Chan received his formal training from a Peking Opera school as a child, before breaking into the industry in the early seventies as Bruce Lee’s stunt double. Lee took an immediate liking to his professionalism, recklessness, and skill. And after Lee’s death, Jackie was one of many actors tapped to fill the vacuum left in the industry. This did not go well at first. The Kung Fu film industry at the time took itself very seriously, and Jackie struggled in roles that were written with Bruce Lee in mind. In 1978 he was loaned out to a rival studio for Snake in the Eagle’s Shadow where he was given the opportunity to do his own stunt choreography. Jackie infused his action scenes with a heavy dose of slapstick, and emphasized his pain and vulnerability over his strength and toughness. The movie was a success and was followed by the original Drunken Master later the same year. That film was an even bigger hit, spawning a slew of imitators and propelling Chan into international superstardom. Over the next few decades Jackie would release films at a prolific rate, continuously defining and redefining the genre he had helped create.
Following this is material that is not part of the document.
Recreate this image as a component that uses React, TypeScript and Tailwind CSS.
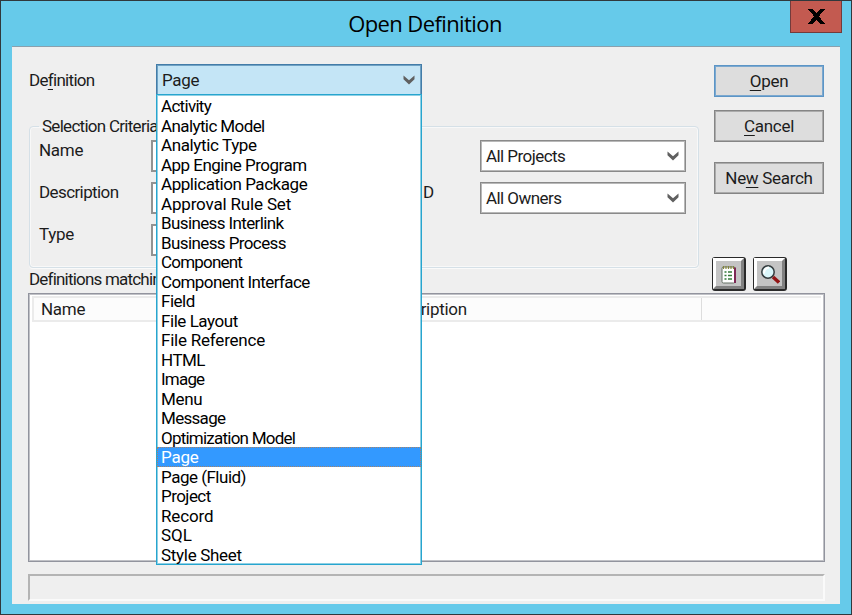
import type { ReactNode } from 'react';

const definitionTypes = [
  { label: 'Activity', spacing: 'tracking-[-0.7px]' },
  { label: 'Analytic Model', spacing: 'tracking-[-0.6px]' },
  { label: 'Analytic Type', spacing: 'tracking-[-0.38px]' },
  { label: 'App Engine Program', spacing: 'tracking-[-0.52px]' },
  { label: 'Application Package', spacing: 'tracking-[-0.45px]' },
  { label: 'Approval Rule Set', spacing: 'tracking-[-0.17px]' },
  { label: 'Business Interlink', spacing: 'tracking-[-0.62px]' },
  { label: 'Business Process', spacing: 'tracking-[-0.6px]' },
  { label: 'Component', spacing: 'tracking-[-0.8px]' },
  { label: 'Component Interface', spacing: 'tracking-[-0.6px]' },
  { label: 'Field', spacing: 'tracking-[-0.5px]' },
  { label: 'File Layout', spacing: 'tracking-[-0.45px]' },
  { label: 'File Reference', spacing: 'tracking-[-0.22px]' },
  { label: 'HTML', spacing: 'tracking-[-0.5px]' },
  { label: 'Image', spacing: 'tracking-[-0.8px]' },
  { label: 'Menu', spacing: 'tracking-[-0.3px]' },
  { label: 'Message', spacing: 'tracking-[-0.7px]' },
  { label: 'Optimization Model', spacing: 'tracking-[-0.77px]' },
  { label: 'Page', spacing: 'tracking-[-0.2px]' },
  { label: 'Page (Fluid)', spacing: 'tracking-[-0.5px]' },
  { label: 'Project', spacing: 'tracking-[-0.55px]' },
  { label: 'Record', spacing: 'tracking-[-0.15px]' },
  { label: 'SQL', spacing: 'tracking-[0px]' },
  { label: 'Style Sheet', spacing: 'tracking-[-0.3px]' },
];

function Chevron() {
  return (
    <svg width="12" height="10" viewBox="0 0 12 10" className="shrink-0">
      <path d="M.5 .5 6 5.2 11.5 .5V4.2L6 9.5 .5 4.2Z" fill="#606060" />
    </svg>
  );
}

function Combo({ children }: { children: ReactNode }) {
  return (
    <div className="flex h-8 w-[206px] items-center justify-between border border-[#8a8a8a] bg-white pr-[6px] pl-[5px] shadow-[inset_0_0_0_1px_#b8b8b8]">
      <span className="tracking-[-0.55px]">{children}</span>
      <Chevron />
    </div>
  );
}

function PushButton({ children, primary = false }: { children: ReactNode; primary?: boolean }) {
  return (
    <button
      className={`flex h-8 w-[110px] items-center justify-center border bg-[#dddddd] ${
        primary
          ? 'border-[#5c95c6] shadow-[inset_0_0_0_1px_#7ba8cf]'
          : 'border-[#858585] shadow-[inset_0_0_0_1px_#ababab]'
      }`}
    >
      <span>{children}</span>
    </button>
  );
}

function Key({ children }: { children: ReactNode }) {
  return <span className="underline decoration-1 underline-offset-[3px]">{children}</span>;
}

function ToolButton({ children }: { children: ReactNode }) {
  return (
    <button className="h-[34px] w-[34px] rounded-[3px] border-[1.5px] border-r-2 border-b-2 border-[#292929]">
      <span className="flex h-full w-full items-center justify-center border-[3px] border-t-white border-r-[#818181] border-b-[#818181] border-l-white bg-[#c4c4c4]">
        {children}
      </span>
    </button>
  );
}

export default function App() {
  return (
    <div className="flex h-[615px] w-[852px] flex-col overflow-hidden border border-[#30383c] bg-[#66caea] font-['Roboto','Liberation_Sans',sans-serif] text-[17px] leading-5 tracking-[-0.3px] whitespace-nowrap text-[#1c1c1c]">
      <header className="flex h-[45px] shrink-0 items-start">
        <div className="w-[52px]" />
        <h1 className="flex-1 pt-[7px] pr-[6px] pl-[13px] text-center font-['Open_Sans','Noto_Sans',sans-serif] text-[22px] leading-[30px] tracking-[-0.6px] text-black">
          Open Definition
        </h1>
        <button className="mr-[9px] flex h-8 w-[52px] items-center justify-center border border-t-0 border-[#733b3b] bg-[#c35a50]">
          <svg width="17" height="15" viewBox="0 0 17 15" shapeRendering="crispEdges">
            <path d="M0 0h5l3.5 4L12 0h5l-6 7.3L17 15h-5l-3.5-4.5L5 15H0l6-7.7Z" fill="#000" />
          </svg>
        </button>
      </header>

      <main className="mx-[11px] flex h-[558px] w-[828px] flex-col border-t border-[#8aa0ad] bg-[#efefef] pl-4">
        <div className="flex h-[210px]">
          <div className="w-[686px] pt-[17px]">
            <div className="flex h-8">
              <div className="w-[128px] pt-[6px] pl-[1px] tracking-[-0.7px]">
                De<Key>f</Key>inition
              </div>
              <div className="relative z-10 w-[266px]">
                <div className="flex h-8 items-center justify-between border border-b-0 border-[#437ca8] bg-[#c4e5f6] pr-[6px] pb-px pl-[5px] shadow-[inset_0_0_0_1px_#6fa2c4]">
                  <span>Page</span>
                  <Chevron />
                </div>
                <ul className="absolute top-[30px] left-0 h-[471px] w-[266px] border border-[#27a5cf] bg-white pt-px shadow-[inset_0_0_0_1px_#8fd0e4]">
                  {definitionTypes.map(({ label, spacing }) => (
                    <li
                      key={label}
                      className={`h-[19.5px] pl-[4px] leading-[20.5px] ${spacing} ${
                        label === 'Page'
                          ? 'bg-[#3399ff] text-white outline-1 -outline-offset-1 outline-[#a58269] outline-dotted'
                          : 'text-black'
                      }`}
                    >
                      {label}
                    </li>
                  ))}
                </ul>
              </div>
            </div>

            <fieldset className="mt-[20px] ml-[1px] flex h-[152px] w-[670px] flex-col rounded-[4px] border border-[#d5e0e7] px-px shadow-[inset_0_0_0_1px_#f8f8f8,0_1px_0_#fafafa]">
              <legend className="ml-[8px] h-5 px-[3px] tracking-[-0.72px]">Selection Criteria</legend>
              <div className="mt-[4px] flex h-[42px]">
                <span className="w-[120px] pl-2">Name</span>
                <div className="h-8 w-[206px] border-2 border-[#929292] bg-white" />
                <span className="w-[123px]" />
                <Combo>All Projects</Combo>
              </div>
              <div className="flex h-[42px]">
                <span className="w-[120px] pl-2 tracking-[-0.6px]">Description</span>
                <div className="h-8 w-[206px] border-2 border-[#929292] bg-white" />
                <span className="w-[123px] pl-[66px]">D</span>
                <Combo>All Owners</Combo>
              </div>
              <div className="flex h-[32px]">
                <span className="w-[120px] pl-2">Type</span>
                <div className="h-8 w-[206px] border-2 border-[#929292] bg-white" />
              </div>
            </fieldset>
          </div>

          <div className="flex flex-col pt-[18px]">
            <PushButton primary>
              <Key>O</Key>pen
            </PushButton>
            <div className="h-[13px]" />
            <PushButton>
              <Key>C</Key>ancel
            </PushButton>
            <div className="h-[20px]" />
            <PushButton>
              Ne<Key>w</Key> Search
            </PushButton>
          </div>
        </div>

        <div className="flex h-[36px]">
          <span className="w-[684px] pt-[12px] pl-[1px] tracking-[-0.8px]">Definitions matching</span>
          <div className="flex gap-[7px]">
            <ToolButton>
              <svg width="16" height="20" viewBox="0 0 16 20">
                <rect x="1" y="3" width="13" height="16" rx="1.5" fill="#fff" stroke="#657165" />
                <path d="M14 3.5V19" stroke="#7d2754" strokeWidth="2" />
                <path d="M2.5 2v3M5 2v3M7.5 2v3M10 2v3M12.5 2v3" stroke="#85853d" strokeWidth="1.2" />
                <path d="M3.5 8h2M3.5 11.5h2M3.5 15h2M7 8h4M7 11.5h4M7 15h4" stroke="#347b38" strokeWidth="1.6" />
              </svg>
            </ToolButton>
            <ToolButton>
              <svg width="20" height="20" viewBox="0 0 20 20">
                <circle cx="8" cy="8" r="6.2" fill="#daf6fa" stroke="#343b3d" strokeWidth="1.5" />
                <path d="M4 9.5C4 6 6 4 9 3.5" stroke="#fff" strokeWidth="2" fill="none" />
                <path d="m13 13 6 5.5" stroke="#921515" strokeWidth="3.5" />
              </svg>
            </ToolButton>
          </div>
        </div>

        <section className="flex h-[269px] w-[797px] shrink-0 flex-col border border-[#92949e] bg-white px-[3px] pt-[2px] shadow-[inset_0_0_0_1px_#c0c1c6]">
          <div className="flex h-[26px] border-2 border-r-0 border-[#ebebeb] bg-[#fcfcfc] pt-px">
            <span className="w-[321px] pl-[7px]">Name</span>
            <span className="w-[346px] pl-[29px] tracking-[-0.3px]">Description</span>
            <span className="-mt-px w-px bg-[#dddddd]" />
          </div>
        </section>
        <footer className="mt-[12px] h-[27px] w-[797px] shrink-0 border-2 border-t-[#b4b4b4] border-r-[#fafafa] border-b-[#fafafa] border-l-[#b4b4b4]" />
      </main>
    </div>
  );
}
By 1985 his career was at a major turning point.
He started the year by setting a new box office record in Hong Kong with My Lucky Stars, a direct sequel to 1983’s Winners & Sinners. Despite their popularity in China, the Lucky Stars series has never translated well. They’re about five petty criminals, each with the personality of Pepe Le Pew, who get wrapped up in some nonsense that the movies themselves are barely interested in. They play like poorly dubbed National Lampoon movies with a few huge action set pieces inexplicably inserted. Jackie isn’t even one of the Lucky Stars, he’s just a cop they know. Winners & Sinners is worth seeing for a car chase where everyone’s in cars and Jackie is on roller skates that ends with what has to be the largest and longest pile up ever filmed. My Lucky Stars never reaches those heights but it’s also less draggy overall. Jackie is a supporting character who only shows up for a pair of bookending fight scenes, and neither are particularly inventive or memorable. The most notable thing about this movie is that it ends with a watch ad superimposed over the credits. I’m glad that never caught on.
Jackie would also work with Sammo Hung on Heart of a Dragon, their attempt at a prestige drama. In this one, Hung plays Jackie’s mentally disabled brother, a man who quite literally has the mind of a child. It’s sort of a mix between Robin William’s Jack, Rain Man, The Little Rascals, and Commando. It’s constantly yo-yoing back and forth between hard melodrama and broad juvenile comedy, with just a bit of action at the edges. That action involves a lot of Jackie shooting guns and not a lot of stunt work. It’s depiction of mental disabilities has not aged well.
And, My Lucky Stars 2: Twinkle Twinkle Lucky Stars. Hong Kong production cycles are fast. My Lucky Stars 2 is actually the third film in the Lucky Stars series. There’s a lot of this sort of thing in Jackie Chan’s filmography. He injured himself making this movie and so a lot of his scenes feature a stunt double and Sammo Hung had to replace him for the climactic fight. If you only see four Jackie Chan movies in 1985, don’t see My Lucky Stars 2: Twinkle Twinkle Lucky Stars.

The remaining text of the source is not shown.